The book is dedicated "to The Fifty".

In the aftermath, according to historian author Brickhill, five million Germans searched for the escaped Allied Powers airmen prisoners, many of them full-time for subsequent weeks. According to Brickhill's interviewer and biographer Stephen Dando-Collins, while this may have been claimed by the escapees, it is merely an exaggeration that added to the story's heroic narrative.

== The tunnels ==
Three tunnels were dug for the escape. They were nicknamed Tom, Dick, and Harry. The operation was so secretive that everyone was to refer to each tunnel by its name. Bushell took this so seriously that he threatened to court-martial anyone who even uttered the word "tunnel" aloud. Tom was dug in hut 123 and extended west into the forest; its length eventually reached 140 feet beyond the perimeter. The escapees were about to start digging vertically to the surface when it was found by the Germans and dynamited.

Dick was dug in the shower room of hut 122 and had the most secure, well-hidden trap door beneath the usually water-filled drain. It was to go in the same westward direction as Tom. The prisoners determined that the hut would not be a suspected tunnel site as it was further from the perimeter fence than the others. Dick was abandoned for escape purposes when the area where it would have surfaced was cleared for camp expansion. Dick was then used to store dirt, supplies, and as a workshop.

Harry, dug in hut 104, was the tunnel ultimately used for the escape. It was discovered as the escape was in progress with only seventy-six of the planned two hundred and twenty prisoners free. The Germans filled Harry with sewage and sand and sealed it off with concrete. After the escape, the prisoners started digging another tunnel called George, but this was abandoned when the camp was evacuated in 1945.

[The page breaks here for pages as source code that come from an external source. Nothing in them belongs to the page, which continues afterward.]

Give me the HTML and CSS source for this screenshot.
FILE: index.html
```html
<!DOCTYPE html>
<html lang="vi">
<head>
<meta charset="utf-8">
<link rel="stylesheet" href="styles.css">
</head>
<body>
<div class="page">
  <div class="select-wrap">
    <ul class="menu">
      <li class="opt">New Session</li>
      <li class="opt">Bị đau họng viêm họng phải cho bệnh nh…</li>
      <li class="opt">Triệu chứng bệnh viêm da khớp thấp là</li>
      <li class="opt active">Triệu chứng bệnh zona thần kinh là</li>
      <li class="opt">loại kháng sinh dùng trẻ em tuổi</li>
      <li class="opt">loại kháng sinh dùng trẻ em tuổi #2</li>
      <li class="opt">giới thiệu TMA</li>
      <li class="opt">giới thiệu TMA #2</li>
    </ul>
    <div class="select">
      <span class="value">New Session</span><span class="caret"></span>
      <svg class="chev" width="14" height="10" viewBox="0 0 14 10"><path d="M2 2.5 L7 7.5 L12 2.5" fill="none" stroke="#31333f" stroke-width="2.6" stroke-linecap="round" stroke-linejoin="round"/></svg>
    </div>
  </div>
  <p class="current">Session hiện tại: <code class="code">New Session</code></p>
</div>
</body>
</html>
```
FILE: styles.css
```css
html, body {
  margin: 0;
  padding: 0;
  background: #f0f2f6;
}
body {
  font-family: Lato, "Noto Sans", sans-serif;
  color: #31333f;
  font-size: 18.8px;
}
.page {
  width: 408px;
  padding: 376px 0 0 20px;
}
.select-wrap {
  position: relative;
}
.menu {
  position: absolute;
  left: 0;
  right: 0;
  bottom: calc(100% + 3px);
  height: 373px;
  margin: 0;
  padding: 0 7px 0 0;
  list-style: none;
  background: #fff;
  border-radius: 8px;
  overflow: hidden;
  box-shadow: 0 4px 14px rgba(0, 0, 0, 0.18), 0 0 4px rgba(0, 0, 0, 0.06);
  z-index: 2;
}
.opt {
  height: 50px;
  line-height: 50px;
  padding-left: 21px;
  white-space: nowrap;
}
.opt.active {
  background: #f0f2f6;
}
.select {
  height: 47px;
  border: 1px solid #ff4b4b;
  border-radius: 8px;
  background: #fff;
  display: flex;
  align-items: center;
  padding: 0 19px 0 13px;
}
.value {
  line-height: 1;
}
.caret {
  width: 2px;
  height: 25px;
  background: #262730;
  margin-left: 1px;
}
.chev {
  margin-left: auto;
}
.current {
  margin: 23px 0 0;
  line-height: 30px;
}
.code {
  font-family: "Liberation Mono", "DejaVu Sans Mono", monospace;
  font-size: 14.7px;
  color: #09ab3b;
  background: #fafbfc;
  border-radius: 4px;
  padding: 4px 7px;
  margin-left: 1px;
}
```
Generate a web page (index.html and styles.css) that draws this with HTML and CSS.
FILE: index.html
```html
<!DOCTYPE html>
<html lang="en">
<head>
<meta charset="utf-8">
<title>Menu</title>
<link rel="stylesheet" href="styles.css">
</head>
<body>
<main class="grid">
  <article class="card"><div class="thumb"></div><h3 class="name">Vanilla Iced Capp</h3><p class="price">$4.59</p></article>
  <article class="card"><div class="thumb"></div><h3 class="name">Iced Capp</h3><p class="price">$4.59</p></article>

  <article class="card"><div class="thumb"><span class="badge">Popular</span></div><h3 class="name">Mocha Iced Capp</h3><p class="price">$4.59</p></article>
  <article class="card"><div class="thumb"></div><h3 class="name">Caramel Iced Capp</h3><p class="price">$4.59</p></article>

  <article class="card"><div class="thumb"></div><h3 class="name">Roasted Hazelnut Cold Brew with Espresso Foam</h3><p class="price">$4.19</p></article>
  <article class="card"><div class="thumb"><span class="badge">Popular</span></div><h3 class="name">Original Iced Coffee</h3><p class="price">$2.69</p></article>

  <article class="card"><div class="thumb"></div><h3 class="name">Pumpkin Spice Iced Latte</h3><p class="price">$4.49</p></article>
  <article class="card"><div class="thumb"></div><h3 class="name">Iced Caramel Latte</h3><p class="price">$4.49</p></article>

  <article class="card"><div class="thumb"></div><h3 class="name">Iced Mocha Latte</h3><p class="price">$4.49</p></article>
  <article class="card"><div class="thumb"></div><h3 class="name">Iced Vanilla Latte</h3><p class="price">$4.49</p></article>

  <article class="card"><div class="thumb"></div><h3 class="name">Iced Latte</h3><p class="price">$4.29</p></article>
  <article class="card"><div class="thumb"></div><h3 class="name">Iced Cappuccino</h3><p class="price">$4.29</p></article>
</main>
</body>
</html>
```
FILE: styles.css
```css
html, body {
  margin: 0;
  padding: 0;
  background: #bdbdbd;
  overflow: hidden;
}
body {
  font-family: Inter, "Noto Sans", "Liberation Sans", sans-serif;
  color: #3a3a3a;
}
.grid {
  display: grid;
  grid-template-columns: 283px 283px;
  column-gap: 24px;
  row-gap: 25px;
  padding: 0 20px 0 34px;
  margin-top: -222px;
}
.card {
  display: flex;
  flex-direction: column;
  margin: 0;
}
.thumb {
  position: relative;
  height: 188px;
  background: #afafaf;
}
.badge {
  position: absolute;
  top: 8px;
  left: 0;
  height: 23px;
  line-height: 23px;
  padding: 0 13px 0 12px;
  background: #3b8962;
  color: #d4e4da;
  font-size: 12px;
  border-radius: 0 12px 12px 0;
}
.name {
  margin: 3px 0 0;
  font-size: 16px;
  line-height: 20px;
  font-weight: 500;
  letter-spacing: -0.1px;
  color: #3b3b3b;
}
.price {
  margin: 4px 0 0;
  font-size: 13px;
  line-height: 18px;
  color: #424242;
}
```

== After 'The Great Escape' ==
Sixty-eight years later, on 2 October 2012, Penguin Books released Human Game: The True Story of the 'Great Escape' Murders and the Hunt for the Gestapo Gunmen by author and journalist Simon Read. The book details the 50 murders that took place following the escape and the three-year manhunt by the British Royal Air Force to bring the killers to justice.

==In other media==
A year after the publication of Brickhill's history book, on 27 January 1951, the National Broadcasting Company (NBC-TV) network televised a live drama, black-and-white adaptation of the World War II escape story as an episode of The Philco Television Playhouse, starring E.G. Marshall, Everett Sloane, Horace Braham, and Kurt Katch. The live, on-air broadcast was praised for engineering an ingenious set design, including creating the illusion of tunnels.

Twelve years later in 1963, the Mirisch Company brothers worked with United Artists studios in Hollywood (Los Angeles, California) to adapt the 1950 book to produce the film The Great Escape starring Steve McQueen, James Garner, Richard Attenborough, Donald Pleasence, and James Coburn. The film was based on the real events, but depicts a heavily fictionalised version of the escape with numerous compromises made for its commercial appeal, such as including three Americans among the escapees. (In actuality, John "Johnnie" Dodge was the only one.) The characters are based on real men, though in some cases are composites of several men.